Slaughter on the Highways

🕔Apr 07, 2010

“Do you see many birds?” I asked my friend, Wayne, a logging truck driver.

“A few ptarmigan, including the ones without any black on them at all. And, of course, the suicide birds,” Wayne replied.

I knew immediately what he meant: flocks of common redpolls had been fluttering to the road and then moving on, ahead of the truck, all along our route. They seemed to prefer sitting in the middle of the road to any perch in the 1,000-square-mile forest we were passing through.

Redpolls, pine siskins, pine and evening grosbeaks, and sometimes crossbills (red or white-winged) are the most common “suicide birds.” They form small or large flocks during fall and winter and consider our highways prime habitat during the worst of the year.

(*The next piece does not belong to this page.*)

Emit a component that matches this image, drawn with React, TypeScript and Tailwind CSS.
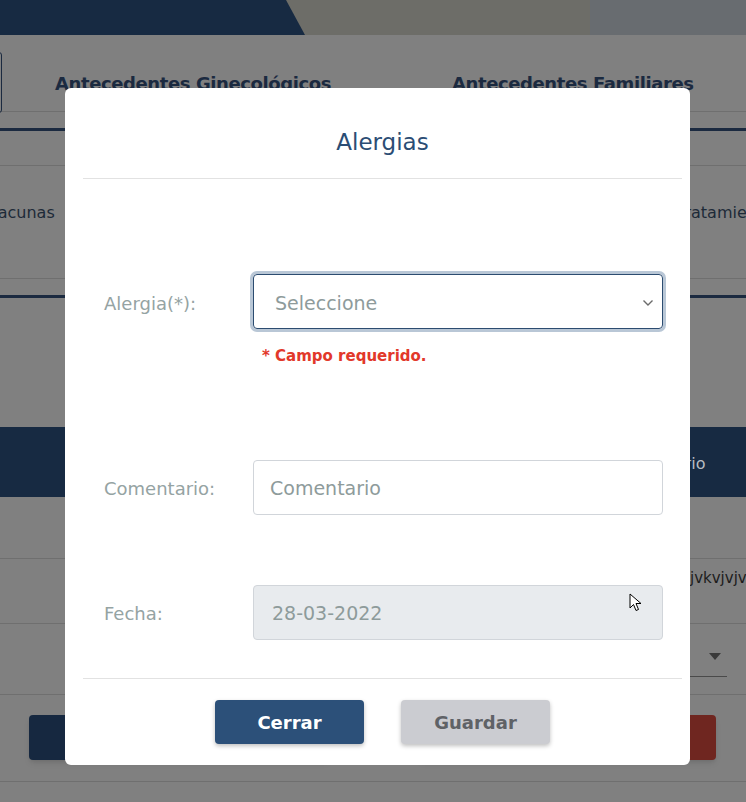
import React from "react";

function Line({ className = "" }: { className?: string }) {
  return <div className={"h-px bg-[#6f6f6f] " + className}></div>;
}

export default function App() {
  return (
    <div className="relative h-[802px] w-[746px] overflow-hidden bg-[#808080] font-['DejaVu_Sans',sans-serif]">
      {/* pagina de fondo (oscurecida) */}
      <div className="relative h-[35px] bg-[#6d6d68]">
        <div className="absolute inset-y-0 left-0 w-[310px] bg-[#172a42] [clip-path:polygon(0_0,286px_0,305px_100%,0_100%)]"></div>
        <div className="absolute inset-y-0 right-0 w-[156px] bg-[#686c70]"></div>
      </div>

      <div className="relative h-[77px] border-b border-[#6f6f6f]">
        <div className="absolute left-[-40px] top-[17px] h-[61px] w-[42px] rounded-r-[3px] border border-[#1b2a40]"></div>
        <div className="absolute left-[55px] top-[35px] text-[18px] font-bold tracking-[-0.4px] text-[#1b2a40]">
          Antecedentes Ginecológicos
        </div>
        <div className="absolute left-[452px] top-[35px] text-[18px] font-bold tracking-[-0.4px] text-[#1b2a40]">
          Antecedentes Familiares
        </div>
      </div>
      <div className="mt-[16px] h-[3px] bg-[#1b2a40]"></div>
      <div className="mt-[34px] h-px bg-[#6f6f6f]"></div>
      <div className="relative h-[112px]">
        <span className="absolute left-[-12px] top-[35px] text-[16px] text-[#1d2a38]">Vacunas</span>
        <span className="absolute left-[677px] top-[35px] whitespace-nowrap text-[16px] text-[#1d2a38]">Tratamiento</span>
      </div>
      <Line />
      <div className="mt-[16px] h-[3px] bg-[#1b2a40]"></div>
      <div className="relative mt-[129px] h-[70px] bg-[#172a42]">
        <span className="absolute left-[612px] top-[25px] whitespace-nowrap text-[16px] text-[#b7bcc2]">Comentario</span>
      </div>
      <Line className="mt-[61px]" />
      <div className="relative h-[64px]">
        <span className="absolute left-[690px] top-[8px] whitespace-nowrap text-[15px] text-[#1c1c1c]">jvkvjvjvj</span>
      </div>
      <Line />
      <div className="relative h-[70px]">
        <div className="absolute left-[600px] top-[52px] h-px w-[127px] bg-[#4a4a4a]"></div>
        <svg className="absolute left-[709px] top-[29px]" width="12" height="7" viewBox="0 0 12 7">
          <polygon points="0,0 12,0 6,7" fill="#3a3a3a" />
        </svg>
      </div>
      <Line />
      <div className="relative h-[86px]">
        <div className="absolute left-[29px] top-[20px] h-[45px] w-[300px] rounded-[4px] bg-[#162840] shadow-md"></div>
        <div className="absolute left-[420px] top-[20px] h-[45px] w-[296px] rounded-[4px] bg-[#6f2620] shadow-md"></div>
      </div>
      <Line />

      {/* modal */}
      <div className="absolute left-[65px] top-[88px] flex h-[677px] w-[625px] flex-col rounded-[6px] bg-white pl-[18px] pr-[8px]">
        <div className="flex h-[91px] items-center justify-center border-b border-[#e2e2e2] pt-[18px]">
          <h2 className="text-[23px] font-normal text-[#2b4d74]">Alergias</h2>
        </div>

        <div className="flex h-[500px] flex-col border-b border-[#e2e2e2] pt-[95px]">
          <div className="flex h-[55px] items-center">
            <label className="w-[170px] pl-[21px] pt-[3px] text-[18px] text-[#95a3a3]">Alergia(*):</label>
            <div className="flex h-[55px] w-[410px] items-center justify-between rounded-[4px] border border-[#2c4c70] pl-[21px] pr-[8px] pt-[3px] ring-[3px] ring-[#b9c7d6]">
              <span className="text-[19px] text-[#8e9b9b]">Seleccione</span>
              <svg width="12" height="8" viewBox="0 0 12 8" fill="none">
                <polyline points="1.5,1.5 6,6 10.5,1.5" stroke="#6b6b6b" strokeWidth="1.4" />
              </svg>
            </div>
          </div>
          <div className="ml-[179px] mt-[16px] text-[15px] font-bold text-[#e2382a]">* Campo requerido.</div>

          <div className="mt-[92px] flex h-[55px] items-center">
            <label className="w-[170px] pl-[21px] pt-[3px] text-[18px] text-[#95a3a3]">Comentario:</label>
            <div className="flex h-[55px] w-[410px] items-center rounded-[4px] border border-[#d1d5da] pl-[16px] pt-[3px]">
              <span className="text-[19px] text-[#8e9b9b]">Comentario</span>
            </div>
          </div>

          <div className="mt-[70px] flex h-[55px] items-center">
            <label className="w-[170px] pl-[21px] pt-[3px] text-[18px] text-[#95a3a3]">Fecha:</label>
            <div className="relative flex h-[55px] w-[410px] items-center rounded-[4px] border border-[#d1d5da] bg-[#e8ebee] pl-[18px] pt-[3px]">
              <span className="text-[19px] text-[#8e9b9b]">28-03-2022</span>
              <svg className="absolute left-[375px] top-[7px]" width="13" height="19" viewBox="0 0 13 19">
                <path d="M1 1 L1 15 L4.5 11.5 L7 17.5 L9.5 16.5 L7 10.5 L12 10.5 Z" fill="white" stroke="black" strokeWidth="1" strokeLinejoin="round" />
              </svg>
            </div>
          </div>
        </div>

        <div className="flex justify-center gap-[37px] pt-[21px]">
          <button className="h-[44px] w-[149px] rounded-[4px] bg-[#2c5079] text-[18px] font-bold text-white shadow-[0_2px_4px_rgba(0,0,0,0.25)]">
            Cerrar
          </button>
          <button className="h-[44px] w-[149px] rounded-[4px] bg-[#cbccd1] text-[18px] font-bold text-[#5f6266] shadow-[0_2px_4px_rgba(0,0,0,0.25)]">
            Guardar
          </button>
        </div>
      </div>
    </div>
  );
}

They are after grit. Being toothless, birds swallow food, temporarily store it in their crop and grind it up in a muscular gizzard. Hence the need for gravel, sand, stones: Grit. (For those who have worked in the mining industry, the rock crushers use steel balls as grit to grind the ore in great big tumblers that are the gizzards of the operation.)

They also like the salt that we spread on the highways for safety. Salt? How much salt can a bird need? I’m not sure about birds, but I know that salt is essential to human health. Human beings in sophisticated, wealthy kingdoms like those of ancient Ghana knew how important salt was: they traded gold for salt. (They had no Windsor salt mine nearby, apparently.)

Pine siskins also nibble on plaster, “ashes, freshly set Portland cement, chimney mortar, and a blue clay spoil pile from a cellar hole,” according to the authoritative The Birds of British 
Columbia (IV).

That same book mentions 1,000 siskins killed along Highway 1 in Glacier National Park in one winter, and 120 killed along a 30-metre stretch of road near Enderby.

Suicide: not really. Intentional slaughter: no. But slaughter it remains.

Once I rode in the front seat of a bus between Terrace and Smithers. I heard some thumping and saw a bird or two bounce off the windshield. This particular bus driver was not taciturn and told me how he hated killing the birds. He said, “Sometimes the grill is covered with feathers by the time I get to Smithers.”

When I drive the same section in winter by car I try to scare away the birds by honking the horn (I suppose the bus driver wouldn’t make too many passengers happy if he honked that many times.) The birds usually fly away before I get there, then settle down on the road again behind me.

Not that highway-killed birds are ‘wasted.’ I’ve watched coyotes sitting on the shoulder waiting for traffic to pass, then darting out and grabbing dead and dying birds. Ravens consider highways to be snack bars. They sit on a snag and clunk down on the road after each bird strike, pick up a small bird and strain to swallow it whole. A big gulp, then wait for the next meal. But occasionally they, too, meet a vehicular fate and become fare for other scavengers themselves.

If you live near a freeway, the number of dead birds may not be as immediately apparent. With thousands of cars on a freeway, you may not find big flocks of siskins, but in some places you may see flocks of horned larks or snow buntings along the shoulder in winter.

Freeway rights-of-way are superb wildlife habitat. Where they are not mowed, they provide grassy, shrubby, or forested habitat. But birds cross roads. They fly across roads. Mother ducks try to lead their young across the highway. Young birds making their first flights land on roads. Swallows swoop after insects and encounter Toyotas, Chevies and Macks.

Intentional slaughter? No. But slaughter it remains. The best-intentioned efforts to help wildlife often cause death.

Swerving to avoid a killdeer and causing human death is not an option. People are more important at some point. But death by highway is much more common than we think. Our convenience, our human necessity for transportation, has a cost.

And I have no answer to the dilemma. Drive slower? Overpasses for birds? (That’s called air.) Training and educating people probably won’t work in high-volume traffic areas. Training and educating birds doesn’t seem possible. There is always survival of the fittest, I suppose.

As a sometimes grouse-hunter, I wish to testify that I have seen more grouse flattened on our light-volume, backwoods roads during the past two years than I’ve shot.

Outside of making scavengers happy, I don’t know what to say about the slaughter on our highways. I only know that the siskins and redpolls, grosbeaks and crossbills, pheasants and grouse, are not really suicidal.